Postby Sauwelios » Fri Oct 23, 2009 1:15 pm

peacegirl wrote:In the new world, conscience will no longer be directed by rules and regulations (a moral code given by others), or by a fear of punishment; it will be directed by our internal sense of right and wrong. Conscience is that small whisper in our ear that let's us know that what we are about to do is a first blow which cannot be justified, once all blame is removed.

a) Is that all it lets us 'know'? Does it not also tell us such an unjustified first blow is wrong?
b) Is our internal sense of right and wrong unchangeable?
c) Can there be such a thing as a 'first blow' in a determinate universe? Would that not be a first cause?


peacegirl wrote:These two facts make up the two-sided equation:

1. We are always moving in the direction of greater satisfaction which is why our will is not free.
2. Nothing can make us do to another what we don't want to do, for over this we have mathematical control (you can lead a horse to water but you can't make him drink).

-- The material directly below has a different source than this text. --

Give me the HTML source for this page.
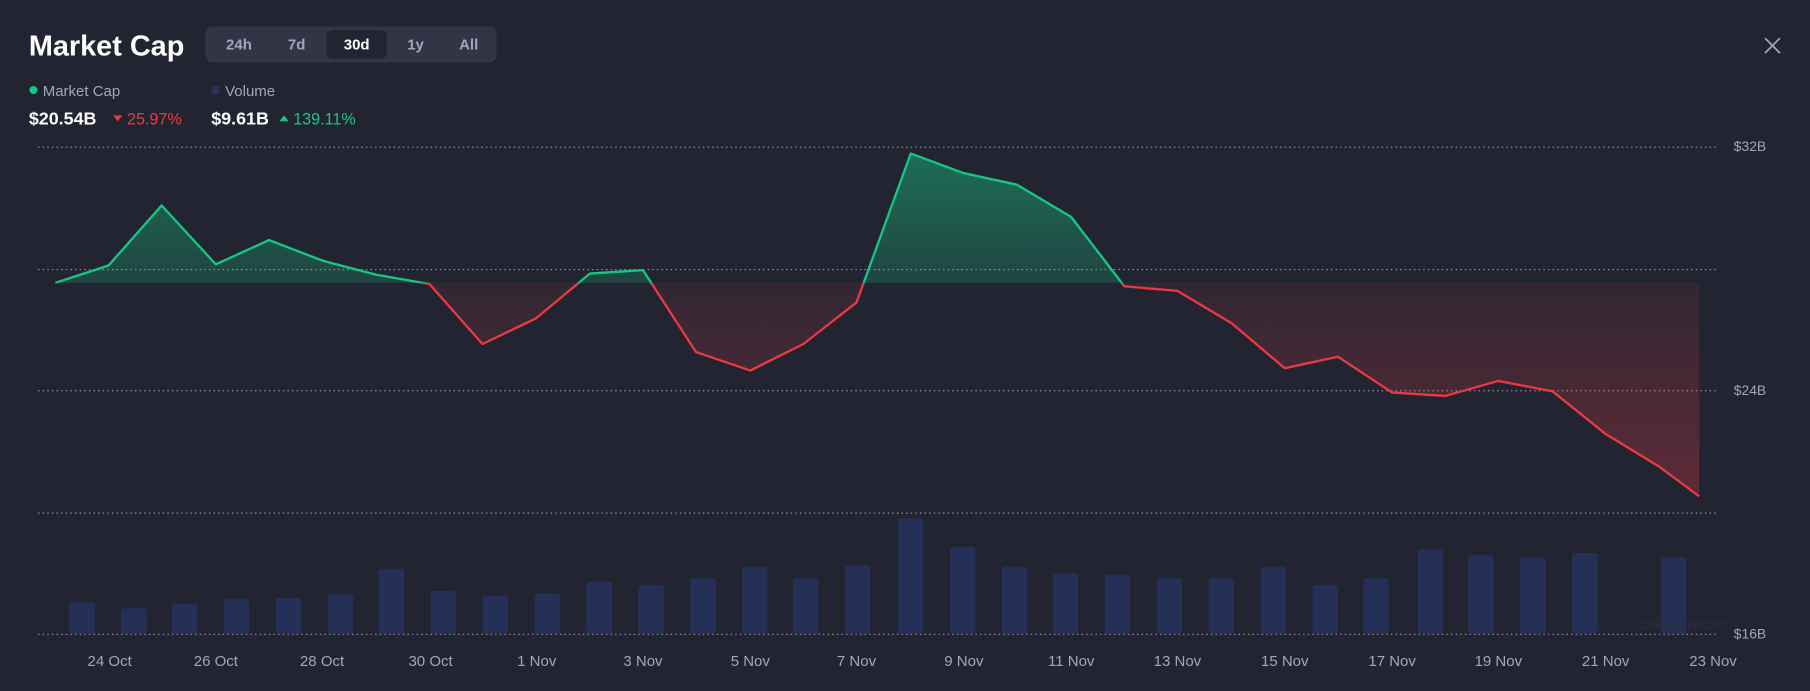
<!DOCTYPE html>
<html><head><meta charset="utf-8"><style>
html,body{margin:0;padding:0;background:#222531;overflow:hidden}
svg{display:block}
text{font-family:"Liberation Sans",sans-serif}
</style></head><body>
<svg width="1810" height="691" viewBox="0 0 1568 598.6" preserveAspectRatio="none" xmlns="http://www.w3.org/2000/svg">
<defs>
<linearGradient id="gg" x1="0" y1="133" x2="0" y2="245" gradientUnits="userSpaceOnUse"><stop offset="0" stop-color="#16c784" stop-opacity="0.45"/><stop offset="1" stop-color="#16c784" stop-opacity="0.2"/></linearGradient>
<linearGradient id="rg" x1="0" y1="245" x2="0" y2="430" gradientUnits="userSpaceOnUse"><stop offset="0" stop-color="#ea3943" stop-opacity="0.08"/><stop offset="1" stop-color="#ea3943" stop-opacity="0.3"/></linearGradient>
<clipPath id="up"><rect x="0" y="0" width="1568" height="245"/></clipPath>
<clipPath id="dn"><rect x="0" y="245" width="1568" height="400"/></clipPath>
</defs>
<rect width="1568" height="599" fill="#222531"/>
<text x="25" y="48" font-size="25" font-weight="bold" fill="#fff">Market Cap</text>
<rect x="178" y="23" width="252" height="31" rx="6" fill="#323546"/>
<rect x="283" y="26" width="52" height="25" rx="5" fill="#222531"/>
<g font-size="13" font-weight="bold" fill="#a1a7bb" text-anchor="middle">
<text x="207" y="43">24h</text><text x="257" y="43">7d</text><text x="309" y="43" fill="#fff">30d</text><text x="360" y="43">1y</text><text x="406" y="43">All</text></g>
<path d="M1529 33 L1542 46 M1542 33 L1529 46" stroke="#a1a7bb" stroke-width="1.5"/>
<circle cx="29" cy="78" r="3.5" fill="#16c784"/>
<text x="37" y="83" font-size="13" fill="#a1a7bb">Market Cap</text>
<circle cx="187" cy="78" r="3.5" fill="#283358"/>
<text x="195" y="83" font-size="13" fill="#a1a7bb">Volume</text>
<text x="25" y="108" font-size="15.5" font-weight="bold" fill="#fff">$20.54B</text>
<path d="M98 100 L106 100 L102 105Z" fill="#ea3943"/>
<text x="110" y="108" font-size="14" fill="#ea3943">25.97%</text>
<text x="183" y="108" font-size="15.5" font-weight="bold" fill="#fff">$9.61B</text>
<path d="M242 105 L250 105 L246 100Z" fill="#16c784"/>
<text x="254" y="108" font-size="14" fill="#16c784">139.11%</text>
<g stroke="#a1a7bb" stroke-width="1" stroke-dasharray="1.2 2.8" opacity="0.9">
<line x1="33" y1="127.5" x2="1487" y2="127.5"/><line x1="33" y1="233.5" x2="1487" y2="233.5"/><line x1="33" y1="338.5" x2="1487" y2="338.5"/><line x1="33" y1="444.5" x2="1487" y2="444.5"/><line x1="33" y1="549.5" x2="1487" y2="549.5"/></g>
<g font-size="12" fill="#a1a7bb"><text x="1502" y="131">$32B</text><text x="1502" y="342">$24B</text><text x="1502" y="553">$16B</text></g>
<g fill="#243055">
<rect x="60" y="522" width="22" height="27" rx="2"/><rect x="105" y="527" width="22" height="22" rx="2"/><rect x="149" y="523" width="22" height="26" rx="2"/><rect x="194" y="519" width="22" height="30" rx="2"/><rect x="239" y="518" width="22" height="31" rx="2"/><rect x="284" y="515" width="22" height="34" rx="2"/><rect x="328" y="493" width="22" height="56" rx="2"/><rect x="373" y="512" width="22" height="37" rx="2"/><rect x="418" y="516" width="22" height="33" rx="2"/><rect x="463" y="514" width="22" height="35" rx="2"/><rect x="508" y="504" width="22" height="45" rx="2"/><rect x="553" y="507" width="22" height="42" rx="2"/><rect x="598" y="501" width="22" height="48" rx="2"/><rect x="643" y="491" width="22" height="58" rx="2"/><rect x="687" y="501" width="22" height="48" rx="2"/><rect x="732" y="490" width="22" height="59" rx="2"/><rect x="778" y="449" width="22" height="100" rx="2"/><rect x="823" y="474" width="22" height="75" rx="2"/><rect x="868" y="491" width="22" height="58" rx="2"/><rect x="912" y="497" width="22" height="52" rx="2"/><rect x="957" y="498" width="22" height="51" rx="2"/><rect x="1002" y="501" width="22" height="48" rx="2"/><rect x="1047" y="501" width="22" height="48" rx="2"/><rect x="1092" y="491" width="22" height="58" rx="2"/><rect x="1137" y="507" width="22" height="42" rx="2"/><rect x="1181" y="501" width="22" height="48" rx="2"/><rect x="1228" y="476" width="22" height="73" rx="2"/><rect x="1272" y="481" width="22" height="68" rx="2"/><rect x="1317" y="483" width="22" height="66" rx="2"/><rect x="1362" y="479" width="22" height="70" rx="2"/><rect x="1439" y="483" width="22" height="66" rx="2"/></g>
<text x="1420" y="545" font-size="11" fill="#2a2e3e">CoinMarketCap</text>
<polygon clip-path="url(#up)" fill="url(#gg)" points="48,245 48,245 94,230 140,178 187,229 233,208 280,226 326,238 372,246 418,298 464,276 511,237 557,234 603,305 650,321 696,298 742,262 789,133 835,150 881,160 928,188 974,248 1020,252 1067,280 1113,319 1159,309 1206,340 1252,343 1298,330 1345,339 1391,376 1437,404 1472,430 1472,245"/>
<polygon clip-path="url(#dn)" fill="url(#rg)" points="48,245 48,245 94,230 140,178 187,229 233,208 280,226 326,238 372,246 418,298 464,276 511,237 557,234 603,305 650,321 696,298 742,262 789,133 835,150 881,160 928,188 974,248 1020,252 1067,280 1113,319 1159,309 1206,340 1252,343 1298,330 1345,339 1391,376 1437,404 1472,430 1472,245"/>
<polyline clip-path="url(#up)" fill="none" stroke="#16c784" stroke-width="2" stroke-linejoin="round" points="48,245 94,230 140,178 187,229 233,208 280,226 326,238 372,246 418,298 464,276 511,237 557,234 603,305 650,321 696,298 742,262 789,133 835,150 881,160 928,188 974,248 1020,252 1067,280 1113,319 1159,309 1206,340 1252,343 1298,330 1345,339 1391,376 1437,404 1472,430"/>
<polyline clip-path="url(#dn)" fill="none" stroke="#ea3943" stroke-width="2" stroke-linejoin="round" points="48,245 94,230 140,178 187,229 233,208 280,226 326,238 372,246 418,298 464,276 511,237 557,234 603,305 650,321 696,298 742,262 789,133 835,150 881,160 928,188 974,248 1020,252 1067,280 1113,319 1159,309 1206,340 1252,343 1298,330 1345,339 1391,376 1437,404 1472,430"/>
<g font-size="13" fill="#a1a7bb" text-anchor="middle">
<text x="95" y="577">24 Oct</text><text x="187" y="577">26 Oct</text><text x="279" y="577">28 Oct</text><text x="373" y="577">30 Oct</text><text x="465" y="577">1 Nov</text><text x="557" y="577">3 Nov</text><text x="650" y="577">5 Nov</text><text x="742" y="577">7 Nov</text><text x="835" y="577">9 Nov</text><text x="928" y="577">11 Nov</text><text x="1020" y="577">13 Nov</text><text x="1113" y="577">15 Nov</text><text x="1206" y="577">17 Nov</text><text x="1298" y="577">19 Nov</text><text x="1391" y="577">21 Nov</text><text x="1484" y="577">23 Nov</text></g>
</svg>
</body></html>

a) What does 'mathematical control' mean? Can't we just say "complete control"?
b) If we always move in the direction of greater satisfaction, does this not mean we have no control over the direction we move in, and thus over what we do?


We (the people) will no longer blame you because we know your will is not free and therefore you cannot be held responsible. But you know that no one can make you hurt someone if you don't want to, for over this you have mathematical control (you can lead a horse to water but you can't make him drink).

According to 1. above, we don't have control over whether we will hurt someone or not, but simply cannot hurt someone if we don't want to (i.e., if we feel it will not bring us greater, or will bring us less, satisfaction), and cannot help but hurt someone if we do want to (i.e., if we feel it will bring us greater satisfaction).


And when it fully dawns on you that should you go ahead and strike a first blow of hurt, that no one in the world will punish or hurt you in retaliation, not even the person who would be the victim of your crime, you are compelled to relinquish the desire to move in this direction because it can give you no satisfaction under the changed conditions.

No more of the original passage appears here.